Читать книгу Tamed By a Bear - Priscilla Stuckey - Страница 21
Оглавление15
Bear talked a lot about being open. He urged me to cultivate a simple, open frame of mind at all times. “Simplicity,” he said one morning, “looks like a humble station from the point of view of the noisier parts of the world.”
Just the night before I’d done a radio show in which the interviewer was forever taking off into Big Stories and Universal Truths. I’d felt like a herd dog trying to bring the attention back to something simple and nourishing—like Bodhi nudging me patiently, over and over, toward the kitchen, where an empty soup pot is cooling on the counter so he can lick it clean.
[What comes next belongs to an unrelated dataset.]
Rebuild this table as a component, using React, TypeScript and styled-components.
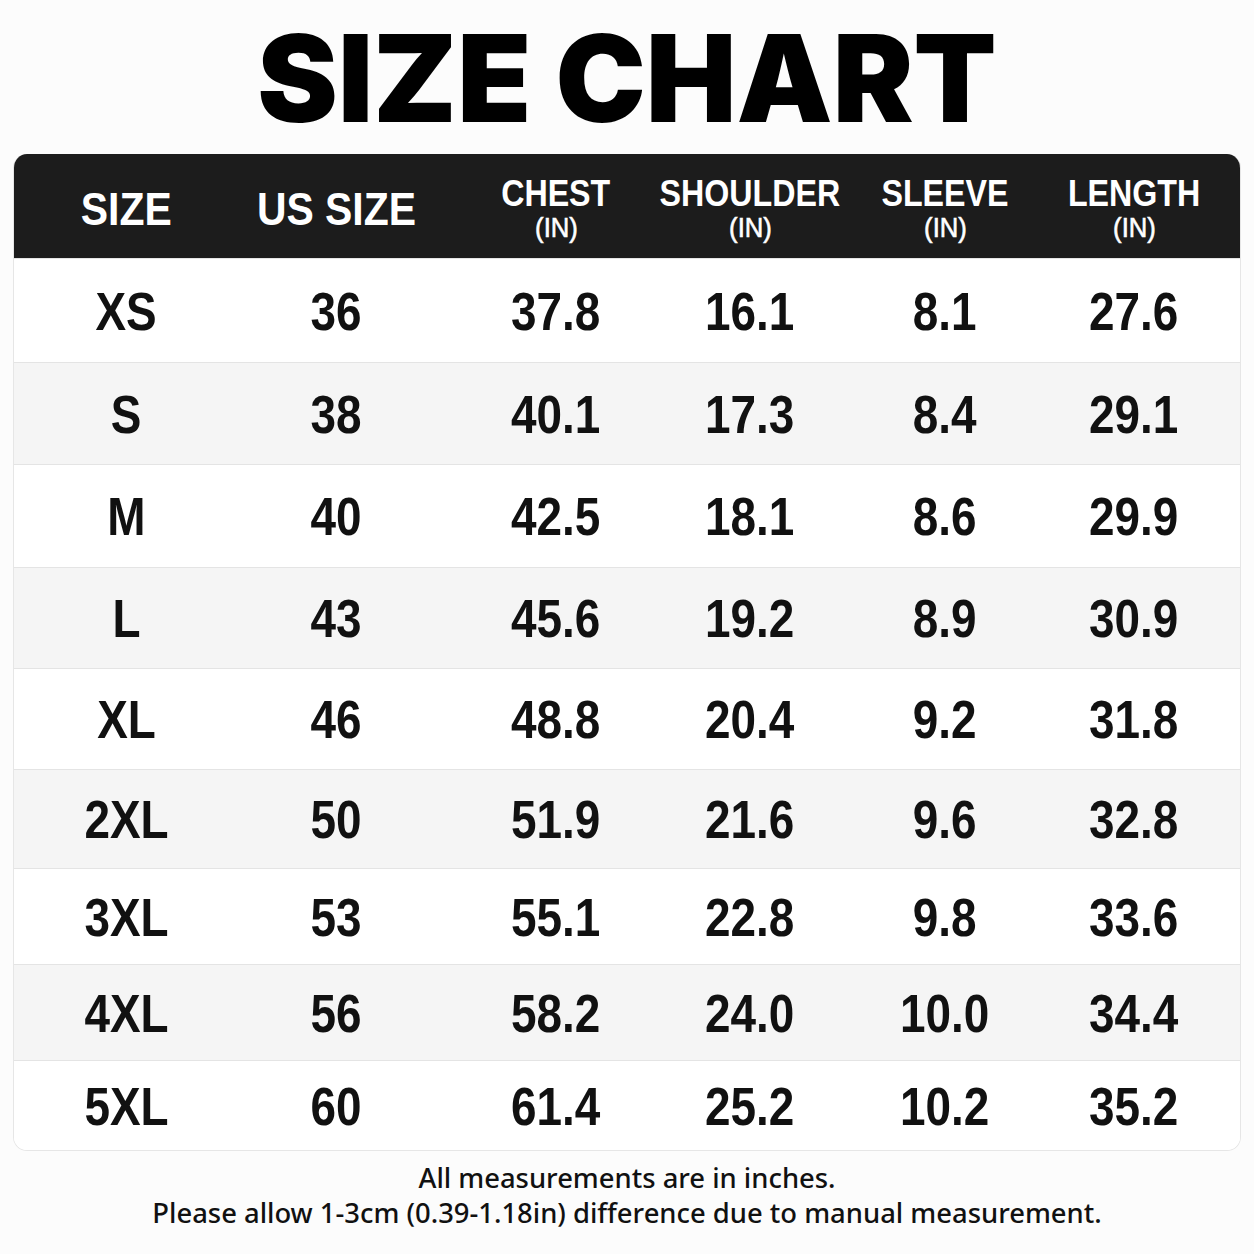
import React from "react";
import styled, { createGlobalStyle } from "styled-components";

const GlobalStyle = createGlobalStyle`
  html, body { margin: 0; padding: 0; background: #fcfcfc; }
  body { font-family: "Liberation Sans", Arial, sans-serif; }
`;

const Page = styled.div`
  width: 1254px;
  height: 1254px;
  box-sizing: border-box;
  padding: 20px 13px 0 13px;
  display: flex;
  flex-direction: column;
  align-items: stretch;
`;

const Title = styled.h1`
  margin: 0;
  height: 134px;
  font-family: Inter, "Liberation Sans", sans-serif;
  font-weight: 900;
  font-size: 121px;
  line-height: 116px;
  letter-spacing: 0px;
  color: #000;
  text-align: center;
`;

const Table = styled.div`
  border-radius: 14px;
  overflow: hidden;
  border: 1px solid #e6e6e6;
  border-top: none;
  background: #fff;
`;

const Grid = styled.div`
  display: grid;
  grid-template-columns: 217px 215px 208px 194px 192px 1fr;
  align-items: center;
  box-sizing: border-box;
`;

const Header = styled(Grid)`
  background: #1c1c1c;
  height: 104px;
  color: #fff;
`;

const HeadCell = styled.div<{ $nudge?: number }>`
  display: flex;
  flex-direction: column;
  align-items: center;
  justify-content: center;
  font-weight: 700;
  white-space: nowrap;
  transform: translateX(${(p) => p.$nudge ?? 0}px);
`;

const Narrow = styled.span<{ $sx: number }>`
  display: inline-block;
  transform: scaleX(${(p) => p.$sx});
  transform-origin: center;
`;

const HeadMain = styled(Narrow)<{ $big?: boolean }>`
  font-size: ${(p) => (p.$big ? 47 : 37)}px;
  line-height: ${(p) => (p.$big ? 48 : 36)}px;
  margin-top: ${(p) => (p.$big ? 6 : 8)}px;
`;

const HeadSub = styled(Narrow)`
  font-size: 27px;
  line-height: 32px;
  font-weight: 400;
  -webkit-text-stroke: 0.6px #fff;
`;

const Row = styled(Grid)<{ $alt: boolean; $h: number }>`
  height: ${(p) => p.$h}px;
  background: ${(p) => (p.$alt ? "#f5f5f5" : "#ffffff")};
  border-top: 1px solid #e4e4e4;
  &:first-child { border-top: none; }
`;

const Cell = styled.div<{ $nudge?: number }>`
  text-align: center;
  font-size: 54px;
  font-weight: 700;
  color: #111;
  line-height: 1;
  transform: translateX(${(p) => p.$nudge ?? 0}px);
`;

const Footer = styled.div`
  margin-top: 9px;
  text-align: center;
  font-family: "Noto Sans", "Open Sans", sans-serif;
  font-weight: 500;
  font-size: 27.4px;
  line-height: 35px;
  color: #111;
`;

const nudges = [4, -2, 6, -1, 1, -6];

const headers: { main: string; sub?: string }[] = [
  { main: "SIZE" },
  { main: "US SIZE" },
  { main: "CHEST", sub: "(IN)" },
  { main: "SHOULDER", sub: "(IN)" },
  { main: "SLEEVE", sub: "(IN)" },
  { main: "LENGTH", sub: "(IN)" },
];

const rows: string[][] = [
  ["XS", "36", "37.8", "16.1", "8.1", "27.6"],
  ["S", "38", "40.1", "17.3", "8.4", "29.1"],
  ["M", "40", "42.5", "18.1", "8.6", "29.9"],
  ["L", "43", "45.6", "19.2", "8.9", "30.9"],
  ["XL", "46", "48.8", "20.4", "9.2", "31.8"],
  ["2XL", "50", "51.9", "21.6", "9.6", "32.8"],
  ["3XL", "53", "55.1", "22.8", "9.8", "33.6"],
  ["4XL", "56", "58.2", "24.0", "10.0", "34.4"],
  ["5XL", "60", "61.4", "25.2", "10.2", "35.2"],
];

const heights = [104, 102, 103, 101, 101, 99, 96, 96, 90];

export default function App() {
  return (
    <>
      <GlobalStyle />
      <Page>
        <Title>SIZE CHART</Title>
        <Table>
          <Header>
            {headers.map((h, i) => (
              <HeadCell key={h.main} $nudge={nudges[i]}>
                <HeadMain $big={!h.sub} $sx={0.87}>
                  {h.main}
                </HeadMain>
                {h.sub && <HeadSub $sx={0.95}>{h.sub}</HeadSub>}
              </HeadCell>
            ))}
          </Header>
          {rows.map((r, ri) => (
            <Row key={r[0]} $alt={ri % 2 === 1} $h={heights[ri]}>
              {r.map((v, ci) => (
                <Cell key={ci} $nudge={nudges[ci]}>
                  <Narrow $sx={0.85}>{v}</Narrow>
                </Cell>
              ))}
            </Row>
          ))}
        </Table>
        <Footer>
          All measurements are in inches.
          <br />
          Please allow 1-3cm (0.39-1.18in) difference due to manual measurement.
        </Footer>
      </Page>
    </>
  );
}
“There are places and times,” Bear said, “when what is simple and open is regarded as too simple—and thus foolish. In those places and times, it’s better to be foolish.” Bear added, “Don’t be afraid to come back to what is simple and open because that’s where the voice of spirit, the heart, the Great Heart—whatever you want to call the bigger voice—is found. It is heard as a very still, small voice. That’s a good test of authenticity. Not bombastic, not certain, in that mental way of being certain. Not flying high. But calm and simple.”
Being open at the start of a Journey, I was discovering, allowed the Journey to unfold in the clearest possible way. Any strong emotion I was feeling got in the way of a conversation with Bear, shutting down the easy flow of communion. Irritability, discontent, dissatisfaction with life, dreading things to come—each of them obscured the Helper’s presence. On days that I felt them, my sense of Bear would fade and a sense of vacancy would follow.
But just as unhelpful were overexcitement, eagerness, a feeling of “this is so cool!—I’ve gotta do it!” Strong pleasant emotions would equally get in the way of hearing the Helper. Bear suggested they “can sound very good but again take one further away from that small quiet point of openness.” If I wanted to hear from a source wiser than me, I simply had to let go of how I wanted things to be. I had to be just as willing to hear Bear recommend the opposite of what I wanted as I was to having him agree with me. I had to approach a neutral frame of mind.
For me this was not easy. Not in the least. Bear wouldn’t have needed to talk to me about things that were easy.
I began paying more attention to my unspoken wishes, trying to discern any leaning toward left or right. I prepared for a Journey with Bear by taking a step or two back from all fixed ways of thinking, back toward neutral. Only then would I be open enough to receive images or words that I didn’t expect. I was glad for some training in mindfulness—many hours spent observing thoughts, watching them come and go.
When, after bracketing my own wishes about how I wanted things to be, I actually sat down and consulted with Bear, I was often in for a surprise. Bear might place all the options in a bigger frame. Or Bear might show me something else entirely, for instance, a countryside scene with beautiful pastures, where he might invite me to open the gate I was standing behind and walk outside the fence so I could appreciate a more panoramic view.
“The neutral place is the loving place,” Bear said. “It’s a matter of just being willing.”
Could it be that life was really that simple?